Jonathan Winters passed away of natural causes at his Montecito, California home at 6:45 p.m. PDT on April 11, 2013, surrounded by family and friends. Rest in Peace, Mr. Winters.
Winters was born in Dayton, Ohio, the son of Alice Kilgore (née Rodgers), a radio personality, and Jonathan Harshman Winters II, an investment broker. He was a descendant of Valentine Winters, founder of the Winters National Bank in Dayton, Ohio (now part of JP Morgan Chase). Of English and Scots-Irish and Native American ancestry, Winters had described his father as an alcoholic who had trouble holding a job. When he was seven, his parents separated, and Winters' mother took him to Springfield, Ohio to live with his maternal grandmother.

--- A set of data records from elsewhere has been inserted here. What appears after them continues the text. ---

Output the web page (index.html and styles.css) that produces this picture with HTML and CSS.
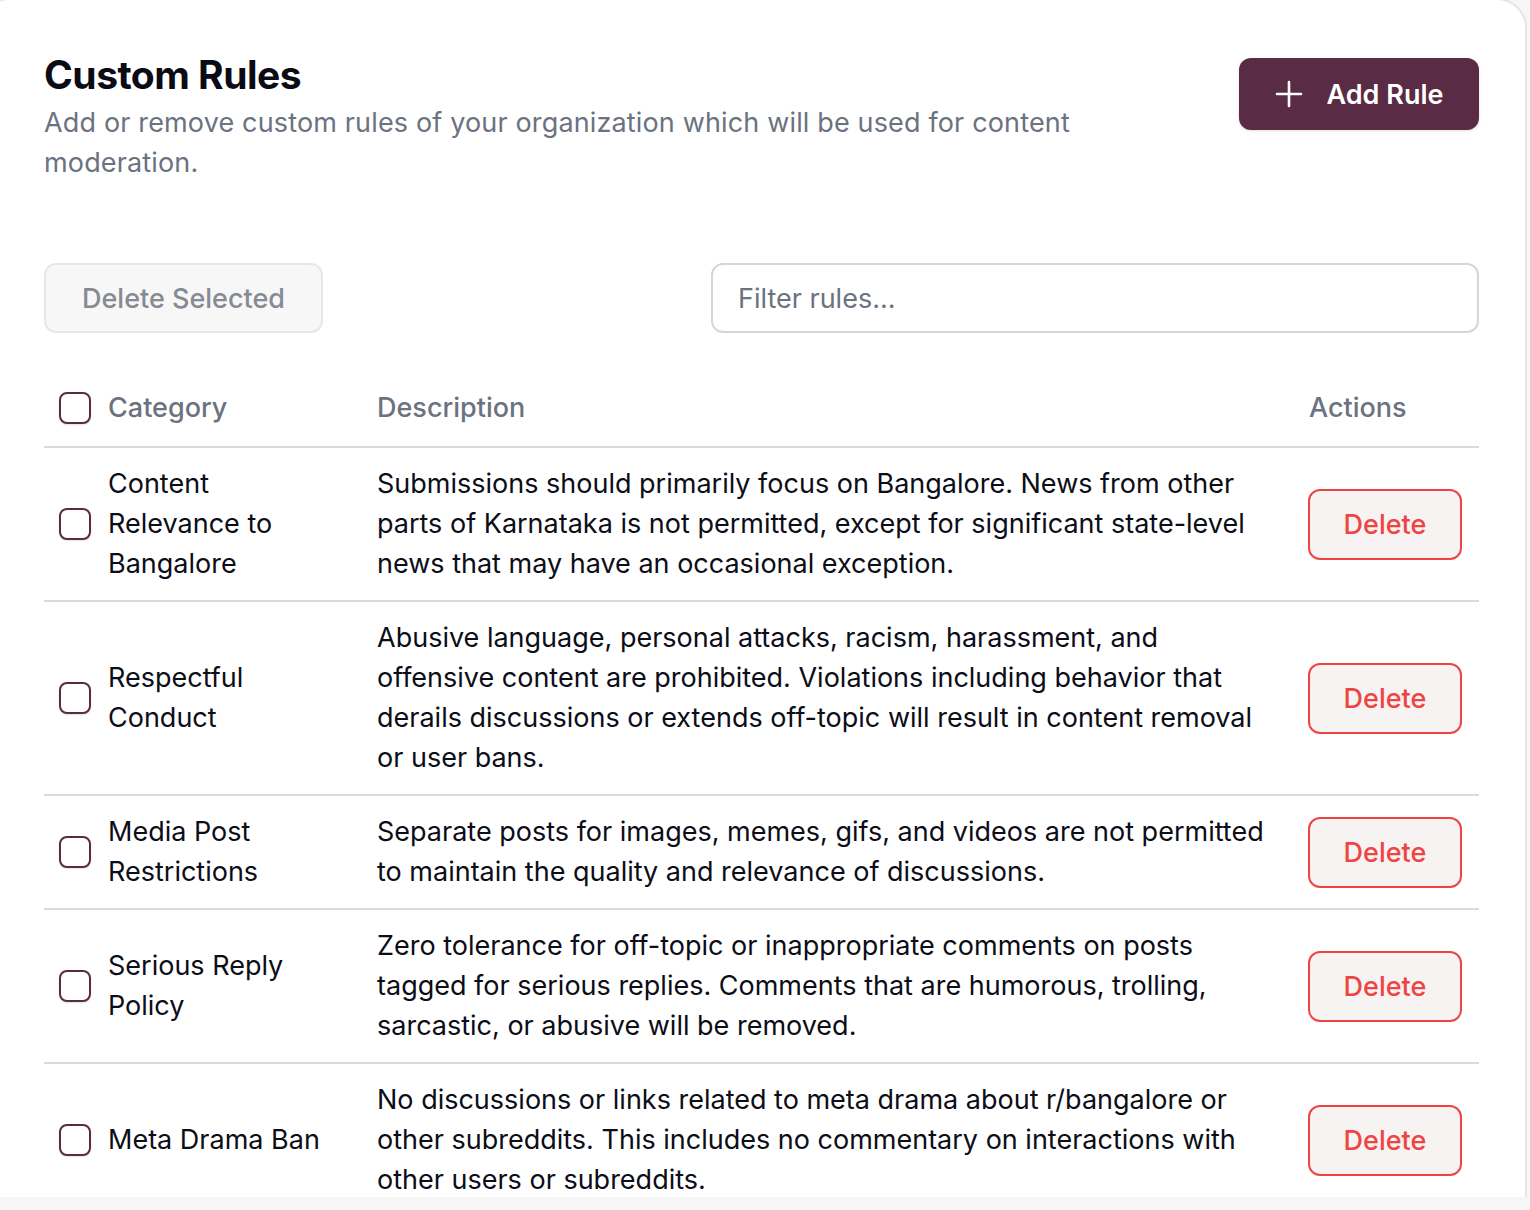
FILE: index.html
```html
<!DOCTYPE html>
<html lang="en">
<head>
<meta charset="utf-8">
<title>Custom Rules</title>
<link rel="stylesheet" href="styles.css">
</head>
<body>
<div class="card">
  <header class="header">
    <div class="header-text">
      <h1 class="title">Custom Rules</h1>
      <p class="subtitle">Add or remove custom rules of your organization which will be used for content moderation.</p>
    </div>
    <button class="btn-add" type="button">
      <svg class="plus" width="28" height="28" viewBox="0 0 28 28" aria-hidden="true"><path d="M14 2v24M2 14h24" stroke="#fff" stroke-width="2.6" stroke-linecap="round" fill="none"/></svg>
      <span>Add Rule</span>
    </button>
  </header>

  <div class="toolbar">
    <button class="btn-delete-selected" type="button">Delete Selected</button>
    <input class="filter" type="text" placeholder="Filter rules...">
  </div>

  <div class="table">
    <div class="row head">
      <div class="cell check"><span class="box"></span></div>
      <div class="cell cat">Category</div>
      <div class="cell desc">Description</div>
      <div class="cell act">Actions</div>
    </div>
    <div class="row">
      <div class="cell check"><span class="box"></span></div>
      <div class="cell cat">Content Relevance to Bangalore</div>
      <div class="cell desc">Submissions should primarily focus on Bangalore. News from other parts of Karnataka is not permitted, except for significant state-level news that may have an occasional exception.</div>
      <div class="cell act"><button class="btn-del" type="button">Delete</button></div>
    </div>
    <div class="row">
      <div class="cell check"><span class="box"></span></div>
      <div class="cell cat">Respectful Conduct</div>
      <div class="cell desc">Abusive language, personal attacks, racism, harassment, and offensive content are prohibited. Violations including behavior that derails discussions or extends off-topic will result in content removal or user bans.</div>
      <div class="cell act"><button class="btn-del" type="button">Delete</button></div>
    </div>
    <div class="row">
      <div class="cell check"><span class="box"></span></div>
      <div class="cell cat">Media Post Restrictions</div>
      <div class="cell desc">Separate posts for images, memes, gifs, and videos are not permitted to maintain the quality and relevance of discussions.</div>
      <div class="cell act"><button class="btn-del" type="button">Delete</button></div>
    </div>
    <div class="row">
      <div class="cell check"><span class="box"></span></div>
      <div class="cell cat">Serious Reply Policy</div>
      <div class="cell desc">Zero tolerance for off-topic or inappropriate comments on posts tagged for serious replies. Comments that are humorous, trolling, sarcastic, or abusive will be removed.</div>
      <div class="cell act"><button class="btn-del" type="button">Delete</button></div>
    </div>
    <div class="row">
      <div class="cell check"><span class="box"></span></div>
      <div class="cell cat">Meta Drama Ban</div>
      <div class="cell desc">No discussions or links related to meta drama about r/bangalore or other subreddits. This includes no commentary on interactions with other users or subreddits.</div>
      <div class="cell act"><button class="btn-del" type="button">Delete</button></div>
    </div>
  </div>
</div>
</body>
</html>
```

FILE: styles.css
```css
* { box-sizing: border-box; }
html, body { margin: 0; padding: 0; }
body {
  background: #f6f6f7;
  font-family: Inter, "Noto Sans", sans-serif;
  color: #0b0d17;
  overflow: hidden;
  height: 1210px;
}
.card {
  width: 1548px;
  margin: -2px 0 0 -21px;
  height: 1199px;
  background: #fff;
  border: 2px solid #e4e5e8;
  border-bottom: none;
  border-radius: 30px 30px 0 0;
  padding: 49px 46px 0 63px;
}
.header {
  display: flex;
  justify-content: space-between;
  align-items: flex-start;
}
.header-text { max-width: 1100px; }
.title {
  margin: 0;
  font-size: 39px;
  font-weight: 700;
  line-height: 52px;
  letter-spacing: -0.5px;
  color: #0a0b14;
}
.subtitle {
  margin: 2px 0 0;
  font-size: 27px;
  line-height: 40px;
  letter-spacing: 0.15px;
  color: #6b7280;
}
.btn-add {
  margin-top: 9px;
  height: 72px;
  width: 240px;
  border: none;
  border-radius: 12px;
  background: #5a2b44;
  color: #fff;
  font-family: inherit;
  font-size: 27px;
  font-weight: 600;
  display: flex;
  align-items: center;
  justify-content: center;
  gap: 24px;
  box-shadow: 0 1px 3px rgba(0,0,0,0.12);
}
.toolbar {
  margin-top: 80px;
  display: flex;
  justify-content: space-between;
  align-items: center;
}
.btn-delete-selected {
  height: 70px;
  width: 279px;
  border: 2px solid #e7e7ea;
  border-radius: 12px;
  background: #f7f7f7;
  color: #868a93;
  font-family: inherit;
  font-size: 27px;
  font-weight: 500;
}
.filter {
  width: 768px;
  height: 70px;
  border: 2px solid #d4d6db;
  border-radius: 12px;
  padding: 0 25px;
  font-family: inherit;
  font-size: 27px;
  color: #111;
  background: #fff;
}
.filter::placeholder { color: #6b7280; }
.table { margin-top: 38px; }
.row {
  display: grid;
  grid-template-columns: 64px 269px 932px 170px;
  align-items: center;
  border-bottom: 2px solid #d8dadf;
}
.row.head { padding: 0 0 2px; height: 77px; }
.row:not(.head) { padding: 16px 0; }
.row.head .cell {
  color: #6b7280;
  font-weight: 500;
}
.cell { font-size: 27px; line-height: 40px; }
.check { padding-left: 15px; display: flex; align-items: center; }
.box {
  width: 32px;
  height: 32px;
  border: 2px solid #5a2b44;
  border-radius: 8px;
  background: #fff;
  box-shadow: 0 1px 2px rgba(0,0,0,0.12);
}
.cat { padding-right: 44px; }
.desc { padding-right: 36px; }
.btn-del {
  width: 154px;
  height: 71px;
  margin-left: -1px;
  border: 2px solid #ef4444;
  border-radius: 12px;
  background: #f8f3f3;
  color: #ef4444;
  font-family: inherit;
  font-size: 27px;
  font-weight: 500;
}
```
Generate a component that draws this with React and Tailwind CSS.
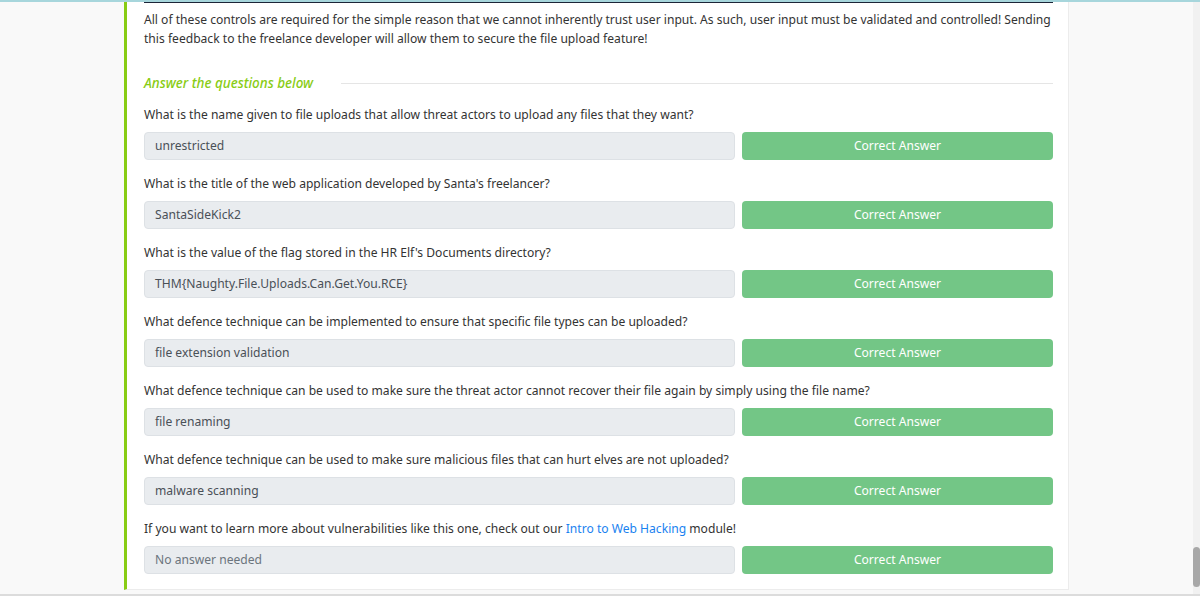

At age 17, Winters quit high school and joined the United States Marine Corps and served two and a half years in the Pacific Theater during World War II. Upon his return he attended Kenyon College. He later studied cartooning at Dayton Art Institute, where he met Eileen Schauder, whom he married in 1948.
Winters recorded many classic comedy albums for the Verve Records label, starting in 1960. Probably the best-known of his characters from this period is Maude Frickert, the seemingly sweet old lady with the barbed tongue. He was a favorite of Jack Paar and appeared frequently on his television programs, even going so far as to impersonate then-U.S. President John F. Kennedy over the phone as a prank on Paar.
In addition, he would often appear on The Tonight Show Starring Johnny Carson, usually in the guise of some character. Carson often did not know what Winters had planned and usually had to tease out the character's back story during a pretend interview. Carson invented a character called "Aunt Blabby" that was an impression of Maude Frickert.
Winters has appeared in nearly 50 movies and several television shows, including particularly notable roles in the film It's a Mad, Mad, Mad, Mad World and in the dual roles of Henry Glenworthy and his dark, scheming brother, the Rev. Wilbur Glenworthy, in the film adaptation of Evelyn Waugh's The Loved One.
Fellow comedians who starred with him in Mad World, such as Arnold Stang, claimed that in the long periods while they waited between scenes, Winters would entertain them for hours in their trailer by becoming any character that they would suggest to him. He also appeared in Viva Max! (1970) and The Russians Are Coming, The Russians Are Coming (1966).